Copas do Mundo costumam ser um momento em que as pessoas, de uma hora
para a outra, passam a fazer uma análise crítica de si mesmas e de seu
país. Quando a seleção nacional vence, isso supostamente diz alguma
coisa também sobre o funcionamento da própria sociedade. No nosso caso, o
dos alemães, significa que a seleção é uma máquina bem azeitada, uma
obra-prima da engenharia – como uma Mercedes. Se ela vence jogando bem,
claro. Se, ao contrário, o caos domina a equipe, como nos jogos
contra o México e a Suécia, isso só pode ser um reflexo do caos político
que predomina na Alemanha. Como as carreiras do treinador Joachim Löw e
da chanceler federal Angela Merkel sempre correram em paralelo, é
simplesmente lógico que os seus próprios sistemas estejam agora, ao
mesmo tempo, caindo sobre suas cabeças. No Brasil parece não ser
muito diferente. Os grandes triunfos de 1958 e 1962 representavam,
claro, o "momento Bossa Nova", quando o país de repente ascendeu e
passou a ser percebido internacionalmente. Quando a Seleção cai de forma
inglória, o fracasso da equipe é um reflexo da disfuncionalidade de
toda a sociedade, como mostra a autodilaceração da sociedade brasileira
desde o 7 a 1 em Belo Horizonte. Nessas horas, jogadores de
futebol são o bode expiatório perfeito. Os jogadores da seleção alemã
que têm raízes no exterior sabem disso melhor do que ninguém. Quando as
coisas não andam bem, eles são os primeiros a serem criticados. Mais
ainda, passa a ser questionado até se eles deveriam fazer parte do
selecionado nacional, devido às suas raízes. No Brasil também se
pode observar uma discussão semelhante sobre supostos "traidores da
pátria". Quem ganha seus milhões no exterior tem mais chances de ser
visto como um "mercenário" que não se empenha com a paixão suficiente. A
paciência é maior com aqueles jogadores que defendem as cores do
próprio clube, jogando no Brasil. É difícil escapar desse dilema.
No nosso mundo globalizado, as Copas do Mundo substituíram as guerras.

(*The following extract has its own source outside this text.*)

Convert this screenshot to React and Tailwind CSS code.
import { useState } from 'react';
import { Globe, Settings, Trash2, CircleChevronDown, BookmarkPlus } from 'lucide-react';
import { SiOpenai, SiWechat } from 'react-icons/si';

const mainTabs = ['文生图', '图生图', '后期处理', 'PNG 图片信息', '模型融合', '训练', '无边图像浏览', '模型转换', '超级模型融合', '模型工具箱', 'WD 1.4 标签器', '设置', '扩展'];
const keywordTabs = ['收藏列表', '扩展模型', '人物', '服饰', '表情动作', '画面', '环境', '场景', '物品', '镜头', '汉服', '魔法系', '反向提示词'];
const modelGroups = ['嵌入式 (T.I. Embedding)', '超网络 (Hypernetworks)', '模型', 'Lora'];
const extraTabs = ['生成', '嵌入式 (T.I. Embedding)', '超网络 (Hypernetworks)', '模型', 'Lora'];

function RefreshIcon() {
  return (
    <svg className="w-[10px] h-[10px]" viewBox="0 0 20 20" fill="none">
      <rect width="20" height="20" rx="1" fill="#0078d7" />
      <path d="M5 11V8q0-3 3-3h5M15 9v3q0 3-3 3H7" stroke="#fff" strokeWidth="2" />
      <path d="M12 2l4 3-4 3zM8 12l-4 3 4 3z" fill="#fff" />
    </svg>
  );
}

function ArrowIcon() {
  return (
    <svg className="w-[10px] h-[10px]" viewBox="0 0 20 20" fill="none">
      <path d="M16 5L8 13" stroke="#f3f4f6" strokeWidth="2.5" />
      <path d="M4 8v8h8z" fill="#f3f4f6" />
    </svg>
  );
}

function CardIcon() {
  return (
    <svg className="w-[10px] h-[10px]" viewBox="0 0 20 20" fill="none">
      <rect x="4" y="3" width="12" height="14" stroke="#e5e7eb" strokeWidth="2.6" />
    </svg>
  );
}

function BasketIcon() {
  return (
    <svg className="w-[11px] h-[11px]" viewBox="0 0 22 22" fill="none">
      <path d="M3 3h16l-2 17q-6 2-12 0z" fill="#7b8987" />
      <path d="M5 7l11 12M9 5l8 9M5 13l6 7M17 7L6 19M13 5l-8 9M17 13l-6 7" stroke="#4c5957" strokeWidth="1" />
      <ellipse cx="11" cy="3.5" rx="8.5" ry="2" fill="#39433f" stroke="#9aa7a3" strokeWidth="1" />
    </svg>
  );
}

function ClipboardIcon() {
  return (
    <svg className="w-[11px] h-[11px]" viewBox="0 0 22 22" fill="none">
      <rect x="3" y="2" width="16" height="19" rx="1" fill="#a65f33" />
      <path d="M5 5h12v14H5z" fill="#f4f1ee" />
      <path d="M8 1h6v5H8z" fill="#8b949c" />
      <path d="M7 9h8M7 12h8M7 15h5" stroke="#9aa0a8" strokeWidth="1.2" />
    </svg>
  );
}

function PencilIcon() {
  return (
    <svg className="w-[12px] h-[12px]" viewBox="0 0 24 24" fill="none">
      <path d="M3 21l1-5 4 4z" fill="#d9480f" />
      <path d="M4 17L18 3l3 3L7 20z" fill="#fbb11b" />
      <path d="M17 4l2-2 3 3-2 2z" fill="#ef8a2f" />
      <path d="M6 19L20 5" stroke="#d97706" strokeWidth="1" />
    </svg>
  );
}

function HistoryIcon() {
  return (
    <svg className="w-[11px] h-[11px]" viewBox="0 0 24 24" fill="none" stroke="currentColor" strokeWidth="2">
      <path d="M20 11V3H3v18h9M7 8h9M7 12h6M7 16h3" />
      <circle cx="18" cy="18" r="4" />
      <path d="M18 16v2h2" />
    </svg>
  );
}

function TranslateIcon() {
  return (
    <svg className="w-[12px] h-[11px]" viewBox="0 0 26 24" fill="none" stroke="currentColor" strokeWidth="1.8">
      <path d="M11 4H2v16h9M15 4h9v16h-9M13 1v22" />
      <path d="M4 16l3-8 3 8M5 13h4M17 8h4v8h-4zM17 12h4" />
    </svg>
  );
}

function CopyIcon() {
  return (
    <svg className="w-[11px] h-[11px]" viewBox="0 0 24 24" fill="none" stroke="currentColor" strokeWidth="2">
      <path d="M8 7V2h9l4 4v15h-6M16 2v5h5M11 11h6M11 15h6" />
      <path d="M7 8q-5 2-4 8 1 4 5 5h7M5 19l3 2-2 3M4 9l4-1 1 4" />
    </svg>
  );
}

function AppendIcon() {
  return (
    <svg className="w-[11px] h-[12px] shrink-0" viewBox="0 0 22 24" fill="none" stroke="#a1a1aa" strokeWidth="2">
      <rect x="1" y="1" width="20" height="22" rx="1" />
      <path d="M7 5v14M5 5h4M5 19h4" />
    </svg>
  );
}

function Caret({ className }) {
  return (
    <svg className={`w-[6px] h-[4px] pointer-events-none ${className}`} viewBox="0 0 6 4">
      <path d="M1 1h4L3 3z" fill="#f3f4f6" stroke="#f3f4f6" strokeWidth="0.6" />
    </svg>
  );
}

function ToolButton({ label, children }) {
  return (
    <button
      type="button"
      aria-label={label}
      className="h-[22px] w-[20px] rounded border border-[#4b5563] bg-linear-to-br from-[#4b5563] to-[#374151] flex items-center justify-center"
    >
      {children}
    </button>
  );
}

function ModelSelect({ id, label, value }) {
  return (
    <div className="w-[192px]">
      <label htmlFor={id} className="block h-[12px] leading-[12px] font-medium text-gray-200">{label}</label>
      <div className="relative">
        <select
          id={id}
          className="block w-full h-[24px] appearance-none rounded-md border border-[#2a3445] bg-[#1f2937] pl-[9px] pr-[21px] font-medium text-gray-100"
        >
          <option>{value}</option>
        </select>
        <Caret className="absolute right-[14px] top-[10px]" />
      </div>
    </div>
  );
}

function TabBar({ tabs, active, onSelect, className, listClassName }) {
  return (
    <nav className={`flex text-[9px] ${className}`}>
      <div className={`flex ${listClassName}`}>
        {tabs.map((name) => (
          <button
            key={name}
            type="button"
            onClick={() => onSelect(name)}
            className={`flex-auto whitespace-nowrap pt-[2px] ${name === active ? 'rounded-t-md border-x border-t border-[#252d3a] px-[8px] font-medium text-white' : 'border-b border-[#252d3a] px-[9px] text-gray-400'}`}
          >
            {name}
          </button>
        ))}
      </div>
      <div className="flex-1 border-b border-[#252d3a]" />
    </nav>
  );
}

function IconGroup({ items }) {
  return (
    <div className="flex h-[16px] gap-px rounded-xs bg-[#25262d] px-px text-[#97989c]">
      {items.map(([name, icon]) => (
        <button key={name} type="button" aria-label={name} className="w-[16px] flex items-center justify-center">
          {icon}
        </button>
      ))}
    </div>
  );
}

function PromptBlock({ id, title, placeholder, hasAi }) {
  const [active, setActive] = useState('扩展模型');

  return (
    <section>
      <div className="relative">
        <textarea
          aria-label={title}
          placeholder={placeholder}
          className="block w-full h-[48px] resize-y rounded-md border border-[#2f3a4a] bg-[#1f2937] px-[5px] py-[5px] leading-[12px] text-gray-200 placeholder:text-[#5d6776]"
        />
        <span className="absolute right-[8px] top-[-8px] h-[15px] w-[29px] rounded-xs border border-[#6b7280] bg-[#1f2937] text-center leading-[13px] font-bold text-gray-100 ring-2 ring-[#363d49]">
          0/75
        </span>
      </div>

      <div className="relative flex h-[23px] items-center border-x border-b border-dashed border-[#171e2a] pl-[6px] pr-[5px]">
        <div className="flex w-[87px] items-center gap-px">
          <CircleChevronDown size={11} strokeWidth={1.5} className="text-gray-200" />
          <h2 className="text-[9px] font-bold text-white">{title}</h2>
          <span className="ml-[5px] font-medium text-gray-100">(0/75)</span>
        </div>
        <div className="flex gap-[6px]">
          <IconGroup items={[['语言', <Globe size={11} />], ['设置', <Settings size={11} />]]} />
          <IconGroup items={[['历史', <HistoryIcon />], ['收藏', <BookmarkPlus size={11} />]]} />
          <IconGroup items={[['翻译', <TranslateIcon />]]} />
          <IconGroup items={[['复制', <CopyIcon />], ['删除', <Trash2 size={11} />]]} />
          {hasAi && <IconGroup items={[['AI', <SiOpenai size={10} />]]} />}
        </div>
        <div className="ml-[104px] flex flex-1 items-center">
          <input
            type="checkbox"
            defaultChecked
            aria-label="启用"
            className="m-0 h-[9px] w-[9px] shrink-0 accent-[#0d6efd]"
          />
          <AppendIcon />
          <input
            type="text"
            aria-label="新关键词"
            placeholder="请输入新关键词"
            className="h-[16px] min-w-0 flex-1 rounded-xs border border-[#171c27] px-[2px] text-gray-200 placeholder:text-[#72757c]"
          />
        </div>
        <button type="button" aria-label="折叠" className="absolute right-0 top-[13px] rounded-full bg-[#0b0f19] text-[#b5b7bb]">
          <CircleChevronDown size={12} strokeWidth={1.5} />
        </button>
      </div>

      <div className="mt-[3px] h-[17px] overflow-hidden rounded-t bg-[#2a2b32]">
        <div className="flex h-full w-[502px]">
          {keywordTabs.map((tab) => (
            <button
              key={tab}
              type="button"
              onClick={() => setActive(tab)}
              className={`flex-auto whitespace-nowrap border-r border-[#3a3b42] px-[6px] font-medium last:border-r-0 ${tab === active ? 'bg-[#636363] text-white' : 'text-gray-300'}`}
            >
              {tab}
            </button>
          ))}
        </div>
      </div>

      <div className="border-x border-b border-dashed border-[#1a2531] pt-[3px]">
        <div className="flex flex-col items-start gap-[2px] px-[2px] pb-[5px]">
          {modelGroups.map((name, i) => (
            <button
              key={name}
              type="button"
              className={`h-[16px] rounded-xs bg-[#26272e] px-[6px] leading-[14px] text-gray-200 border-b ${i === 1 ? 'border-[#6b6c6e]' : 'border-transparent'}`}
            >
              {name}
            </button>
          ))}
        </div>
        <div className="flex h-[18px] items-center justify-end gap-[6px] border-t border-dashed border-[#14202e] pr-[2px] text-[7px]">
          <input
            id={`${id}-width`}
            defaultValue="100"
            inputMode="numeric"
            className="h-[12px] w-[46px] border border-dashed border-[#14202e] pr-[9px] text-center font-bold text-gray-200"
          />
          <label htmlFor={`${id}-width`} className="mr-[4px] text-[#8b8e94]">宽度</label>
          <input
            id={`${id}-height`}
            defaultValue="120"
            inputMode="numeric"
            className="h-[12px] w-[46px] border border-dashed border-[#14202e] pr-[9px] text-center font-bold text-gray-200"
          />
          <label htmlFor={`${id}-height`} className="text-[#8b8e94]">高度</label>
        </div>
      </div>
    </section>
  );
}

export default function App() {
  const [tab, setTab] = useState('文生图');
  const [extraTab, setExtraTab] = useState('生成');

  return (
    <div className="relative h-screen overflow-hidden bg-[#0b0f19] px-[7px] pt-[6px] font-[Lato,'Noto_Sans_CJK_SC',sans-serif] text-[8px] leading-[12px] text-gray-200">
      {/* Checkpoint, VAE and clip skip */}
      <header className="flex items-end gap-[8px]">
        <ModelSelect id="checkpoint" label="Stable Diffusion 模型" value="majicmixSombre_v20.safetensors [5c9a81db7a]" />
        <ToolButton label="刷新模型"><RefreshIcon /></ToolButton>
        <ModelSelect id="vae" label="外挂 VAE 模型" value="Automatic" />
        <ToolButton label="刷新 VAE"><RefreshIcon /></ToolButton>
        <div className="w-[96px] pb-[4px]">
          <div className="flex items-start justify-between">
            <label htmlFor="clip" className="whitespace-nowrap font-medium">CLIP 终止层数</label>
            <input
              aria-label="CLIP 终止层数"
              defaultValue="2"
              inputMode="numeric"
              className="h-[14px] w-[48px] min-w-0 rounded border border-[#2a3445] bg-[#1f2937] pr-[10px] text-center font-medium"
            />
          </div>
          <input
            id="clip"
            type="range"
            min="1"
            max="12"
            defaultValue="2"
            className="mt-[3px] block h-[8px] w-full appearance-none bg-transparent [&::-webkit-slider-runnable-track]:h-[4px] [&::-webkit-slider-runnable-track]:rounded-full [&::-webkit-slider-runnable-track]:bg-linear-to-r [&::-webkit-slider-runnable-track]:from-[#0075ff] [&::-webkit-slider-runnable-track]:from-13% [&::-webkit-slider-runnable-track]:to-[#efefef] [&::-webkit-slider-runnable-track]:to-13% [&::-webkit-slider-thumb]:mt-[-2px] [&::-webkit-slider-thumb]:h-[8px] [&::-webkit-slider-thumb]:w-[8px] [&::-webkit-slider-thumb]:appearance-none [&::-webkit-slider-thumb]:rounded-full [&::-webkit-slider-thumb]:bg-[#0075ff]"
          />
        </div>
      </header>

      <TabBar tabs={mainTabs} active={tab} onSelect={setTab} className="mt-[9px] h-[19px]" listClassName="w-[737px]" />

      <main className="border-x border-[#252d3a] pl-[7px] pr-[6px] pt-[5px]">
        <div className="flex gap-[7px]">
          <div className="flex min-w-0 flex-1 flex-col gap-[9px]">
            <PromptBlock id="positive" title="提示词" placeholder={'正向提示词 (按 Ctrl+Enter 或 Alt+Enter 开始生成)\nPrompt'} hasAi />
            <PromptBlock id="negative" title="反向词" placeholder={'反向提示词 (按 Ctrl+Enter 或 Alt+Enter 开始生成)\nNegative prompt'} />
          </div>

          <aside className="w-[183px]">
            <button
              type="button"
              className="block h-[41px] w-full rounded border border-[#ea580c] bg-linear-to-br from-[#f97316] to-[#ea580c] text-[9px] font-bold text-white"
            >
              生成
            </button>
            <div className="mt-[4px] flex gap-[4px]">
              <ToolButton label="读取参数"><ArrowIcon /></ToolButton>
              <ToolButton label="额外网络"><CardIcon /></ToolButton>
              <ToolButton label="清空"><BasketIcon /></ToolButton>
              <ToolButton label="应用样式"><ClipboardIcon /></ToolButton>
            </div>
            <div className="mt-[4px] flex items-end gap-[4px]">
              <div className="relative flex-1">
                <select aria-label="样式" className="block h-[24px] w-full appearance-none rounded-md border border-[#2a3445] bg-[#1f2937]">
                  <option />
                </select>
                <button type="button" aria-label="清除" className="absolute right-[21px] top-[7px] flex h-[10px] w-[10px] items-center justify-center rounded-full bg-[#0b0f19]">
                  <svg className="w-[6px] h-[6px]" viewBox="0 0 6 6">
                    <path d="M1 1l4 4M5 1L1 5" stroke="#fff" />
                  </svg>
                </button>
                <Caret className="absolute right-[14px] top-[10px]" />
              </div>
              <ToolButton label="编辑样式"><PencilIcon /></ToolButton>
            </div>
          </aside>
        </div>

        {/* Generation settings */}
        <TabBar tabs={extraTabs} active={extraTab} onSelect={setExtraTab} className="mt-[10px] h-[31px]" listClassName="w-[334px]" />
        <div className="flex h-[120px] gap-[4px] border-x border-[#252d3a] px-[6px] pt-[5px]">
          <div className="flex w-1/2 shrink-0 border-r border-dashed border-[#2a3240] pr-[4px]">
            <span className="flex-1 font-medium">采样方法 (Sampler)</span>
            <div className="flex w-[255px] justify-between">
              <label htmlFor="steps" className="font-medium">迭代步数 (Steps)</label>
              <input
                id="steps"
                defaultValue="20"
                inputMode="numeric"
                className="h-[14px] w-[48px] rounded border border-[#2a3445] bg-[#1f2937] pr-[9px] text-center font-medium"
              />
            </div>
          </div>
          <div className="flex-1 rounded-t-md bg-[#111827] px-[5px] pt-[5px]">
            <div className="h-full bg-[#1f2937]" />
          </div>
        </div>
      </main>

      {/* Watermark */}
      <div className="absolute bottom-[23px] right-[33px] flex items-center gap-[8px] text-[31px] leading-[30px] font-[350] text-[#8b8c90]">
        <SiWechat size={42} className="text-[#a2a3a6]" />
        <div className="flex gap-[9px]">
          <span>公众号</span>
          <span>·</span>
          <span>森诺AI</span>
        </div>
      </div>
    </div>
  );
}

Não é mais necessário conquistar outros países para satisfazer
sentimentos patrióticos – basta derrotá-los em campo para acalmar nosso
fervor nacionalista. Bola em vez de bala – o futebol é uma das melhores
conquistas da civilização. Porém, a coisa fica mais complicada
quando um grupo político se adona de um símbolo nacional, como a
amarelinha, e passa a monopolizá-lo. Foi o que aconteceu durante os
protestos contra a então presidente Dilma Rousseff, em 2015 e 2016. Usar
as cores do Brasil em oposição ao vermelho do PT é, claro, enviar a
mensagem de que apenas quem enverga a camisa da Seleção é um patriota e
de fato brasileiro. Todos os outros não são. Pior ainda, eles são
tachados de agentes estrangeiros. "A nossa bandeira jamais será
vermelha" era o grito de guerra daqueles protestos. Todos os outros
fariam melhor em se mandar para Cuba ou para a Venezuela, sua pátria de
fato, era a mensagem. O uso da amarelinha pelo movimento
#ForaDilma certamente colaborou para o interesse apenas morno pela atual
Copa do Mundo. Amigos meus que são de esquerda automaticamente
identificam pessoas que usam a amarelinha como "coxinhas" e, portanto,
"golpistas". Claro que também essa estigmatização automática é horrível e
simplista, mas ela reflete a polarização extrema da sociedade. E
o próximo degrau desse acirramento ocorre agora nas redes sociais,
depois que apareceram vídeos que mostram torcedores brasileiros vestindo
a amarelinha e ofendendo mulheres e jovens russos no país-sede da Copa.
Agora, além de "coxinha" e "golpista", quem veste a camisa da Seleção
corre o risco de ser também "machista" e "fascista". Um título
para o Brasil acabaria com a polarização entre esses dois lados que
parecem irreconciliáveis? Os dois lados poderiam se abraçar em paz com o
Brasil campeão? É algo desejável. Leio no jornal que, nos últimos dias,
a camisa azul da Seleção vendeu melhor do que a amarelinha. O azul é a
cor da paz, isso dá esperança de que os "amarelos" e os "vermelhos"
voltem a se entender – mesmo que seja de azul.